Future efforts to identify rheumatoid arthritis patients who may require treatment and physiotherapy interventions could be aided by an innovative imaging agent.
A team from Seoul National University College of Medicine in South Korea has developed a novel PET tracer that can visualise joint inflammation to facilitate the early diagnosis of the common autoimmune disease, which causes joint inflammation and disability.
The substance is called fluorine-18-FEDAC, and functions by binding to and highlighting a key protein that can be found in the white blood cells responsible for causing the inflammation that drives the onset of rheumatoid arthritis.
Tests using mice demonstrated that this agent can be effective in detecting the earliest signs of rheumatoid arthritis, even before the onset of clinical symptoms. This means it could potentially be used to assess people who are suspected of having the condition, making it easier to identify which patients will actually progress to clinically significant rheumatoid arthritis and therefore require treatment.
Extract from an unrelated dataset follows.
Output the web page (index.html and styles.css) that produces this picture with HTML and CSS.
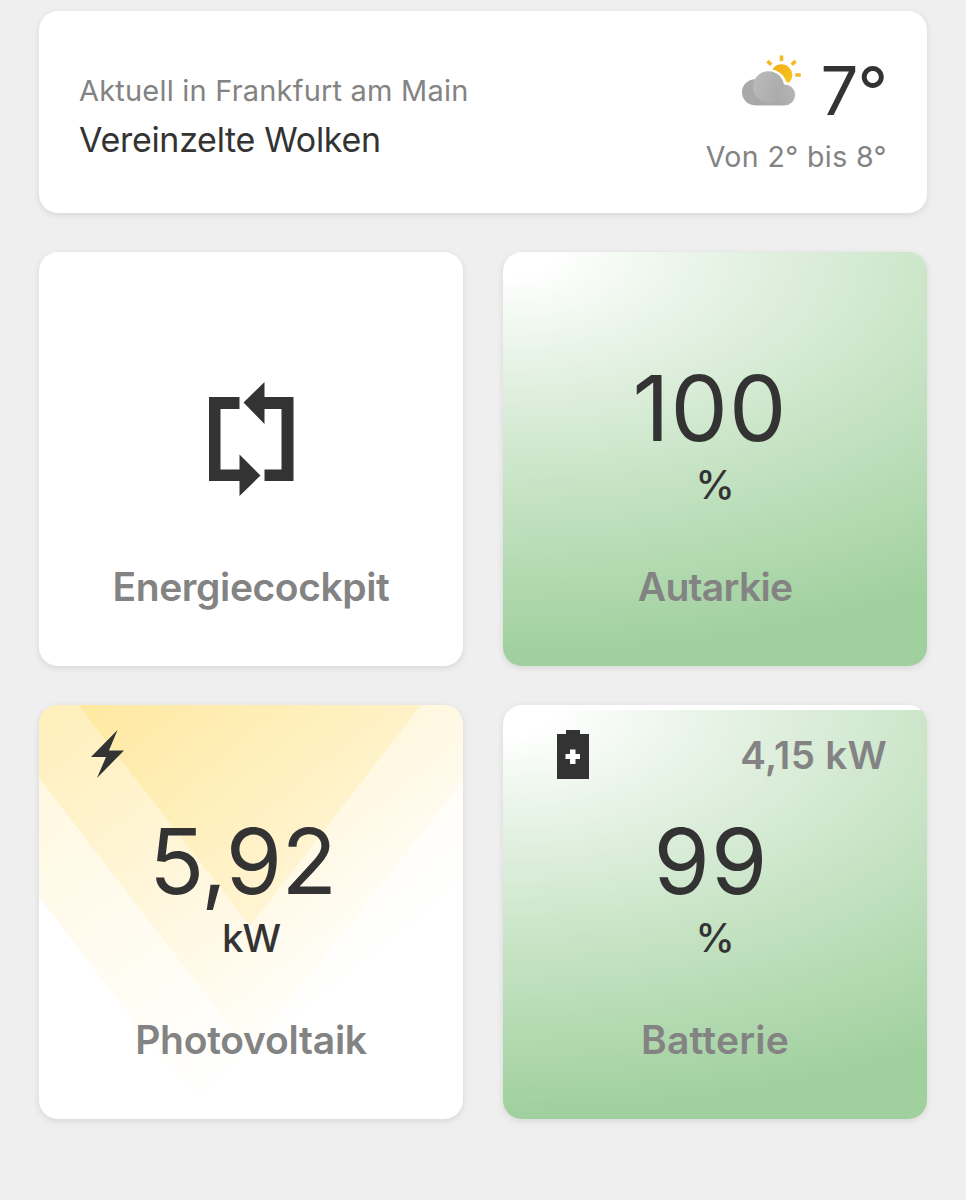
FILE: index.html
```html
<!DOCTYPE html>
<html lang="de">
<head>
    <meta charset="UTF-8">
    <meta name="viewport" content="width=device-width, initial-scale=1.0">
    <title>Energie Dashboard</title>
    <link rel="stylesheet" href="styles.css">
</head>
<body>
    <main class="dashboard">
        <section class="card weather">
            <div class="weather-info">
                <p class="location">Aktuell in Frankfurt am Main</p>
                <p class="condition">Vereinzelte Wolken</p>
            </div>
            <div class="weather-temp">
                <div class="current">
                    <svg class="weather-icon" width="60" height="52" viewBox="0 0 60 52">
                        <defs>
                            <linearGradient id="cloudMain" x1="0" y1="0.3" x2="1" y2="0.7">
                                <stop offset="0" stop-color="#bababa"/>
                                <stop offset="1" stop-color="#a9a9a9"/>
                            </linearGradient>
                            <linearGradient id="cloudSide" x1="0" y1="0.7" x2="1" y2="0.3">
                                <stop offset="0" stop-color="#a9a9a9"/>
                                <stop offset="1" stop-color="#b5b5b5"/>
                            </linearGradient>
                            <linearGradient id="sun" x1="0" y1="0" x2="1" y2="1">
                                <stop offset="0" stop-color="#f2ac18"/>
                                <stop offset="1" stop-color="#f5c81c"/>
                            </linearGradient>
                        </defs>
                        <circle cx="39.5" cy="20" r="10.7" fill="url(#sun)"/>
                        <g stroke="#f4b929" stroke-width="3.6">
                            <path d="M39.5 0.5v5.5"/>
                            <path d="M25.5 6l3.7 3.7"/>
                            <path d="M53.5 6l-3.7 3.7"/>
                            <path d="M53.3 20h5.5"/>
                        </g>
                        <circle cx="26.500" cy="33" r="19" fill="#fff"/>
                        <circle cx="43" cy="39.500" r="12.500" fill="#fff"/>
                        <path d="M13 24.200a13 13 0 0 0 0 26h30V33L20 24z" fill="#a9a9a9"/>
                        <circle cx="42.700" cy="39.800" r="10.400" fill="url(#cloudSide)"/>
                        <path d="M26.500 16.200a15.500 15.500 0 0 0-15.500 15.500c0 9 7 15.500 15.500 15.500h7.500c0-6 2-12 8-15.500a15.500 15.500 0 0 0-15.500-15.500z" fill="url(#cloudMain)"/>
                        <path d="M13 47v3.200h29V47z" fill="#a9a9a9"/>
                    </svg>
                    <span class="degrees">7°</span>
                </div>
                <p class="range">Von 2° bis 8°</p>
            </div>
        </section>

        <section class="card tile">
            <div class="content">
                <svg class="cycle-icon" width="86" height="114" viewBox="0 0 86 114" fill="#333">
                    <path d="M0 15H30.500V27H11.500V87.500H30.500V72.500L51.500 93.500L30.500 114V99H0z"/>
                    <path d="M84.500 99H55.500V87.500H72.500V27H55.500V42L34.500 20.500L55.500 0V15H84.500z"/>
                </svg>
            </div>
            <h2 class="name cockpit">Energiecockpit</h2>
        </section>

        <section class="card tile green">
            <div class="content">
                <span class="value hundred">100</span>
                <span class="unit">%</span>
            </div>
            <h2 class="name autarky">Autarkie</h2>
        </section>

        <section class="card tile solar">
            <svg class="rays" width="424" height="413" viewBox="0 0 424 413">
                <defs>
                    <linearGradient id="rayOuter" gradientUnits="userSpaceOnUse" x1="0" y1="0" x2="260" y2="320">
                        <stop offset="0" stop-color="#ffd95e" stop-opacity="0.22"/>
                        <stop offset="1" stop-color="#ffd95e" stop-opacity="0"/>
                    </linearGradient>
                    <linearGradient id="rayMiddle" gradientUnits="userSpaceOnUse" x1="0" y1="0" x2="260" y2="320">
                        <stop offset="0" stop-color="#ffd95e" stop-opacity="0.26"/>
                        <stop offset="1" stop-color="#ffd95e" stop-opacity="0.02"/>
                    </linearGradient>
                    <linearGradient id="rayInner" gradientUnits="userSpaceOnUse" x1="40" y1="0" x2="230" y2="220">
                        <stop offset="0" stop-color="#ffd95e" stop-opacity="0.3"/>
                        <stop offset="1" stop-color="#ffd95e" stop-opacity="0.15"/>
                    </linearGradient>
                </defs>
                <path d="M0 0H424V192L211 467L0 192z" fill="url(#rayOuter)"/>
                <path d="M0 0H424V76L211 347L0 73z" fill="url(#rayMiddle)"/>
                <path d="M39 0H382L211 221z" fill="url(#rayInner)"/>
            </svg>
            <div class="status">
                <svg class="bolt-icon" width="33" height="48" viewBox="0 0 33 48">
                    <path d="M26.500 0L0 27H15L6 48L33 20.500H18z" fill="#333"/>
                </svg>
            </div>
            <div class="content">
                <span class="value power">5,92</span>
                <span class="unit kilowatt">kW</span>
            </div>
            <h2 class="name">Photovoltaik</h2>
        </section>

        <section class="card tile green battery">
            <div class="status">
                <svg class="battery-icon" width="32" height="49" viewBox="0 0 32 49">
                    <path d="M9 0H23V4H32V49H0V4H9z" fill="#333"/>
                    <path d="M13 19.500H18.500V24H23V29H18.500V34H13V29H8.500V24H13z" fill="#fff"/>
                </svg>
                <span class="rate">4,15 kW</span>
            </div>
            <div class="content">
                <span class="value percent">99</span>
                <span class="unit">%</span>
            </div>
            <h2 class="name charge">Batterie</h2>
        </section>
    </main>
</body>
</html>
```

FILE: styles.css
```css
* {
    box-sizing: border-box;
}
body {
    margin: 0;
    background-color: #efefef;
    color: #333;
    font-family: Inter, "Liberation Sans", sans-serif;
}
p, h2 {
    margin: 0;
}
svg {
    display: block;
}
.dashboard {
    display: grid;
    grid-template-columns: 1fr 1fr;
    grid-template-rows: 202px 413.5px 413.5px;
    gap: 39.3px 40px;
    padding: 11px 39px;
}
.card {
    position: relative;
    overflow: hidden;
    background-color: #fff;
    border-radius: 19px;
    box-shadow: 0 2px 7px rgba(0, 0, 0, 0.1);
}
.weather {
    grid-column: 1 / 3;
    display: flex;
    justify-content: space-between;
    padding: 0 40px;
    white-space: nowrap;
}
.location {
    margin-top: 61px;
    font-size: 29px;
    line-height: 38px;
    letter-spacing: 0.2px;
    color: #838383;
}
.condition {
    margin-top: 7px;
    font-size: 34px;
    line-height: 46px;
    letter-spacing: -0.3px;
}
.weather-temp {
    text-align: right;
}
.current {
    display: flex;
    justify-content: flex-end;
    align-items: flex-start;
    gap: 19px;
    margin-top: 44px;
    height: 81px;
}
.degrees {
    font-size: 67px;
    line-height: 72px;
    letter-spacing: -1px;
}
.range {
    font-size: 28.5px;
    line-height: 42px;
    letter-spacing: 0.4px;
    color: #838383;
}
.tile {
    display: grid;
    grid-template-rows: 98px 210px 1fr;
    justify-items: center;
}
.status {
    grid-row: 1;
    justify-self: stretch;
    position: relative;
    display: flex;
    justify-content: space-between;
    align-items: flex-start;
    padding: 25px 40px 0 52px;
}
.battery .status {
    padding-left: 54px;
}
.content {
    grid-row: 2;
    display: flex;
    flex-direction: column;
    align-items: center;
    position: relative;
}
.cycle-icon {
    margin: 32px 0 0 2px;
}
.value {
    margin-top: 13px;
    font-size: 91px;
    line-height: 91px;
}
.hundred {
    letter-spacing: 1px;
    padding-right: 10px;
}
.power {
    letter-spacing: -0.8px;
    padding-right: 17px;
}
.percent {
    letter-spacing: 1px;
    padding-right: 8px;
}
.unit {
    margin-top: 7px;
    font-size: 39.5px;
    line-height: 48px;
    font-weight: 500;
}
.kilowatt {
    font-size: 38.5px;
    letter-spacing: -1px;
}
.name {
    grid-row: 3;
    position: relative;
    margin-top: 3px;
    font-size: 39px;
    line-height: 48px;
    font-weight: 600;
    letter-spacing: -0.25px;
    color: #838383;
}
.cockpit {
    letter-spacing: -0.4px;
}
.autarky {
    letter-spacing: -0.7px;
}
.charge {
    letter-spacing: 0.2px;
}
.rate {
    font-size: 38.5px;
    line-height: 50px;
    font-weight: 600;
    letter-spacing: 0.3px;
    color: #838383;
}
.green {
    background-image: radial-gradient(790px 405px at 0 0, #fff 0%, #fff 6%, #e9f4e8 25%, #c8e4c6 57%, #a0d09e 100%);
}
/* the fill starts just below the top edge */
.battery {
    background-position: 0 4.5px;
    background-repeat: no-repeat;
}
.rays {
    position: absolute;
    top: 0;
    left: 0;
}
```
Dr Gi Jeong Cheon, of Seoul National University College of Medicine, said: "Early treatment can reduce the progression of joint destruction and enhance the effect of disease-modifying antirheumatic drugs or target drugs, because the burden of inflammatory reaction is smaller in the very early phase of rheumatoid arthritis."
It was also noted that this new tracer can be used in conjunction with the better-established fluorine-18-FDG agent, which has been shown to be effective in measuring disease activity levels in people whose arthritis is already symptomatic. By utilising a full range of imaging technologies, medical professionals will be able to deliver more personalised treatments and better outcomes for patients.
Currently, it is estimated that more than 400,000 people in the UK are affected by rheumatoid arthritis. Prompt diagnosis is essential to help patients achieve the highest possible quality of life, meaning new breakthroughs of this kind are important.